Sabendo que o Pai das Trevas, desde o início do mundo, domina uma boa tecnologia, o astronauta tentou comunicar-se com ele. Para sua surpresa, o Diabo entrou na faixa sonora da cabine e os dois conversaram. O diálogo está nos arquivos secretos da Nasa, esperando hora propícia para divulgação.
Após considerações gerais sobre os destinos da humanidade, o astronauta quis saber do destino do próprio Diabo, o que ele fazia ali sozinho, aparentemente perdido no espaço, desorientado e deprimido.
Apesar de ser considerado o inventor da mentira, o Diabo falou a verdade. Estava deixando o planeta Terra, onde, desde a revolta dos anjos, antes da criação do mundo, decidira implantar o mal e a desgraça na obra de Deus.
O astronauta quis saber a razão de tão humilhante retirada. Seria uma derrota diante das forças do bem? Nada disso, informou o Diabo. Ele ia embora da Terra porque sua atividade tornara-se supérflua com o advento da internet e do Twitter.

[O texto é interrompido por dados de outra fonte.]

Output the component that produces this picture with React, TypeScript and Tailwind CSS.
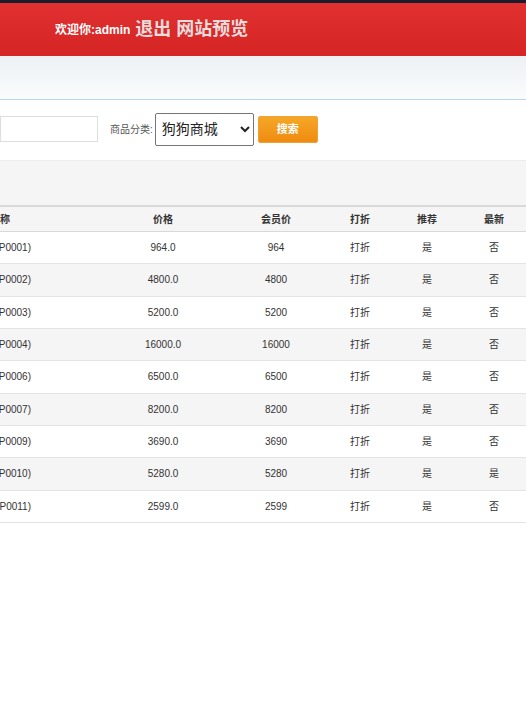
import React from 'react'

const font = { fontFamily: '"Liberation Sans", "Noto Sans CJK SC", Arial, sans-serif' }

const rows = [
  { code: 'P0001', price: '964.0', member: '964', hot: '是', isNew: '否' },
  { code: 'P0002', price: '4800.0', member: '4800', hot: '是', isNew: '否' },
  { code: 'P0003', price: '5200.0', member: '5200', hot: '是', isNew: '否' },
  { code: 'P0004', price: '16000.0', member: '16000', hot: '是', isNew: '否' },
  { code: 'P0006', price: '6500.0', member: '6500', hot: '是', isNew: '否' },
  { code: 'P0007', price: '8200.0', member: '8200', hot: '是', isNew: '否' },
  { code: 'P0009', price: '3690.0', member: '3690', hot: '是', isNew: '否' },
  { code: 'P0010', price: '5280.0', member: '5280', hot: '是', isNew: '是' },
  { code: 'P0011', price: '2599.0', member: '2599', hot: '是', isNew: '否' },
]

function NameCell({ text, bold }: { text: string; bold?: boolean }) {
  return (
    <div className="flex w-[106px] shrink-0">
      <div className={'flex justify-end overflow-hidden whitespace-nowrap ' + (bold ? 'w-[10px] font-bold' : 'w-[31px]')}>
        {text}
      </div>
    </div>
  )
}

export default function App() {
  return (
    <div className="h-[702px] w-[526px] overflow-hidden bg-white text-[#333]" style={font}>
      <div className="h-[3px] bg-[#1c1c2c]" />
      <div className="flex h-[53px] items-center bg-gradient-to-b from-[#e13030] to-[#d52424] pl-[55px]">
        <span className="text-[12px] font-bold text-white">欢迎你:admin</span>
        <span className="ml-[5px] text-[18px] font-bold text-[#e9dcdc]">退出</span>
        <span className="ml-[5px] text-[18px] font-bold text-[#e9dcdc]">网站预览</span>
      </div>
      <div className="h-[44px] border-b border-[#bcd4ec] bg-gradient-to-b from-[#edf1f4] to-[#fafcfd]" />

      <div className="flex h-[60px] items-center pb-[2px]">
        <input className="h-[26px] w-[98px] shrink-0 border border-[#dedede] bg-white outline-none" />
        <span className="ml-[12px] text-[10px] text-[#555]">商品分类:</span>
        <select
          defaultValue="dog"
          className="ml-[2px] h-[33px] w-[99px] rounded-[2px] border border-[#767676] bg-white pl-[2px] text-[14px] text-[#222]"
          style={font}
        >
          <option value="dog">狗狗商城</option>
        </select>
        <button className="ml-[4px] h-[27px] w-[60px] rounded-[2px] border border-[#eea23a] bg-gradient-to-b from-[#f6a726] to-[#ee8b10] text-[11px] font-bold text-white">
          搜索
        </button>
      </div>

      <div className="h-[45px] border-t border-[#ececec] bg-[#f5f5f5]" />

      <div className="text-[10px]">
        <div className="flex h-[27px] items-center border-y-2 border-[#d9d9d9] border-b-[1px] bg-[#f5f5f5] font-bold">
          <NameCell text="商品名称" bold />
          <div className="w-[114px] shrink-0 text-center">价格</div>
          <div className="w-[112px] shrink-0 text-center">会员价</div>
          <div className="w-[56px] shrink-0 text-center">打折</div>
          <div className="w-[78px] shrink-0 text-center">推荐</div>
          <div className="w-[56px] shrink-0 text-center">最新</div>
        </div>
        {rows.map((r, i) => (
          <div
            key={r.code}
            className={'flex h-[32.33px] items-center border-b border-[#e3e3e3] ' + (i % 2 ? 'bg-[#f5f5f5]' : 'bg-white')}
          >
            <NameCell text={'商品(' + r.code + ')'} />
            <div className="w-[114px] shrink-0 text-center">{r.price}</div>
            <div className="w-[112px] shrink-0 text-center">{r.member}</div>
            <div className="w-[56px] shrink-0 text-center">打折</div>
            <div className="w-[78px] shrink-0 text-center">{r.hot}</div>
            <div className="w-[56px] shrink-0 text-center">{r.isNew}</div>
          </div>
        ))}
      </div>
    </div>
  )
}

Procurava agora um planeta em estágio tecnológico menos adiantado, sem um tipo de comunicação onde qualquer um pode fazer um estrago bem maior do que ele na comunidade internacional e na vida de cada um. Disse ainda que, com a vulgaridade das informações e comunicações, ao mesmo tempo em que tudo devia ficar melhor, a tendência será complicar cada vez mais a já complicada humanidade.